Analyses of RcAE models reveal both domain-specific strengths and intrinsic constraints. In NLP, much of the representational power in tree-structured recursive autoencoders may reside in the word embeddings rather than induced composition structure for certain tasks; pruning deep merges often does not degrade performance (Scheible et al., 2013).

In denoising and anomaly detection, over-recursion can produce over-smoothing or loss of fine detail, making auxiliary modules (e.g., DPN) necessary to recover high-frequency structure (Wu et al., 12 Dec 2025). Diminishing returns in residual recursion are observed beyond modest recursion depths ( $T \leq 3$ ) (Zhou et al., 2020).

Encoding of arbitrarily large graphs or trees into constant-size latents is possible only because recursive aggregation and splitting are invertible by construction, but this exactness does not necessarily transfer to models with less strictly tied recursion/decoding logic.

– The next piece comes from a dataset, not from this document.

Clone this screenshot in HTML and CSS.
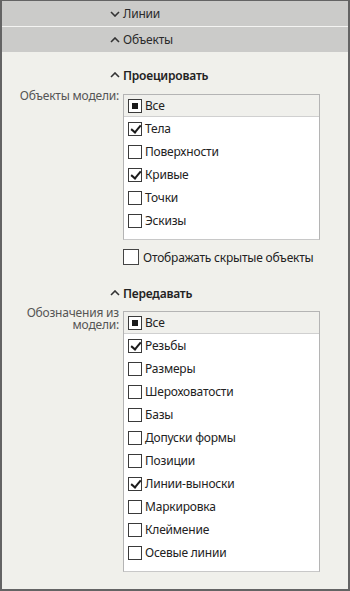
FILE: index.html
```html
<!DOCTYPE html>
<html lang="ru">
<head>
    <meta charset="UTF-8">
    <meta name="viewport" content="width=device-width, initial-scale=1.0">
    <title>Объекты</title>
    <link rel="stylesheet" href="styles.css">
</head>
<body>
    <div class="panel">
        <div class="bar bar-sep">
            <svg class="chev" viewBox="0 0 10 6"><polyline points="1,1 5,5 9,1"/></svg>
            <span>Линии</span>
        </div>
        <div class="bar">
            <svg class="chev" viewBox="0 0 10 6"><polyline points="1,5 5,1 9,5"/></svg>
            <span>Объекты</span>
        </div>

        <div class="body">
            <!-- Проецировать -->
            <div class="group">
                <div class="group-title">
                    <svg class="chev" viewBox="0 0 10 6"><polyline points="1,5 5,1 9,5"/></svg>
                    <span>Проецировать</span>
                </div>
                <div class="field">
                    <div class="field-label">Объекты модели:</div>
                    <div class="listbox">
                        <div class="list-head"><span class="cb cb-mixed"></span>Все</div>
                        <ul class="list-items">
                            <li><span class="cb cb-on"></span>Тела</li>
                            <li><span class="cb"></span>Поверхности</li>
                            <li><span class="cb cb-on"></span>Кривые</li>
                            <li><span class="cb"></span>Точки</li>
                            <li><span class="cb"></span>Эскизы</li>
                        </ul>
                    </div>
                </div>
                <div class="option"><span class="cb cb-big"></span>Отображать скрытые объекты</div>
            </div>

            <!-- Передавать -->
            <div class="group group-next">
                <div class="group-title">
                    <svg class="chev" viewBox="0 0 10 6"><polyline points="1,5 5,1 9,5"/></svg>
                    <span>Передавать</span>
                </div>
                <div class="field">
                    <div class="field-label">Обозначения из модели:</div>
                    <div class="listbox">
                        <div class="list-head"><span class="cb cb-mixed"></span>Все</div>
                        <ul class="list-items">
                            <li><span class="cb cb-on"></span>Резьбы</li>
                            <li><span class="cb"></span>Размеры</li>
                            <li><span class="cb"></span>Шероховатости</li>
                            <li><span class="cb"></span>Базы</li>
                            <li><span class="cb"></span>Допуски формы</li>
                            <li><span class="cb"></span>Позиции</li>
                            <li><span class="cb cb-on"></span>Линии-выноски</li>
                            <li><span class="cb"></span>Маркировка</li>
                            <li><span class="cb"></span>Клеймение</li>
                            <li><span class="cb"></span>Осевые линии</li>
                        </ul>
                    </div>
                </div>
            </div>
        </div>
    </div>
</body>
</html>
```

FILE: styles.css
```css
* {
    box-sizing: border-box;
}
body {
    margin: 0;
    font-family: 'Noto Sans', 'Open Sans', sans-serif;
    font-size: 12px;
    letter-spacing: -0.2px;
    color: #222;
}
.panel {
    width: 350px;
    height: 591px;
    border: 2px solid #646464;
    border-top-width: 1px;
    background: #f0f0eb;
    overflow: hidden;
}
.bar {
    height: 25px;
    background: #cbcbc9;
    display: flex;
    align-items: center;
    gap: 3px;
    padding-left: 108px;
    color: #2a2a2a;
}
.bar-sep {
    height: 26px;
    border-bottom: 1px solid #f4f4f2;
}
.chev {
    width: 10px;
    height: 6px;
    fill: none;
    stroke: #333;
    stroke-width: 1.6;
}
.body {
    padding-top: 15px;
}
.group-title {
    height: 16px;
    display: flex;
    align-items: center;
    gap: 3px;
    padding-left: 108px;
    margin-bottom: 11px;
    font-weight: 600;
    color: #222;
}
.group-next {
    margin-top: 20px;
}
.group-next .group-title {
    margin-bottom: 10px;
}
.field {
    display: grid;
    grid-template-columns: 117px 197px;
    column-gap: 4px;
}
.field-label {
    text-align: right;
    line-height: 12px;
    margin-top: -4px;
    color: #555;
}
.listbox {
    background: #fff;
    border: 1px solid #b4b4b4;
    border-bottom-color: #c8c8c8;
}
.list-head {
    height: 22px;
    background: #f0f0ec;
    border-bottom: 1px solid #d0d0d0;
    display: flex;
    align-items: center;
    gap: 3px;
    padding-left: 4px;
}
.list-items {
    list-style: none;
    margin: 0;
    padding: 0 0 7px 4px;
}
.list-items li {
    height: 23px;
    display: flex;
    align-items: center;
    gap: 3px;
}
.cb {
    width: 14px;
    height: 14px;
    border: 1px solid #3a3a3a;
    background: #fff;
    position: relative;
    flex-shrink: 0;
}
.cb-big {
    width: 16px;
    height: 16px;
    border-color: #444;
}
.cb-mixed::after {
    content: "";
    position: absolute;
    left: 3px;
    top: 3px;
    width: 6px;
    height: 6px;
    background: #1a1a1a;
}
.cb-on::after {
    content: "";
    position: absolute;
    left: 4px;
    top: 0px;
    width: 4px;
    height: 8px;
    border-right: 2px solid #1a1a1a;
    border-bottom: 2px solid #1a1a1a;
    transform: rotate(40deg);
}
.option {
    margin: 9px 0 0 121px;
    display: flex;
    align-items: center;
    gap: 4px;
    height: 16px;
}
```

Recursive architectures require careful tuning of their composition modules and loss weighting to ensure robust information flow across depth and support gradient-based optimization over deep computational graphs. Additional inductive biases (e.g., grammar constraints, skip connections, normalization) are often essential for stability and expressiveness across modalities.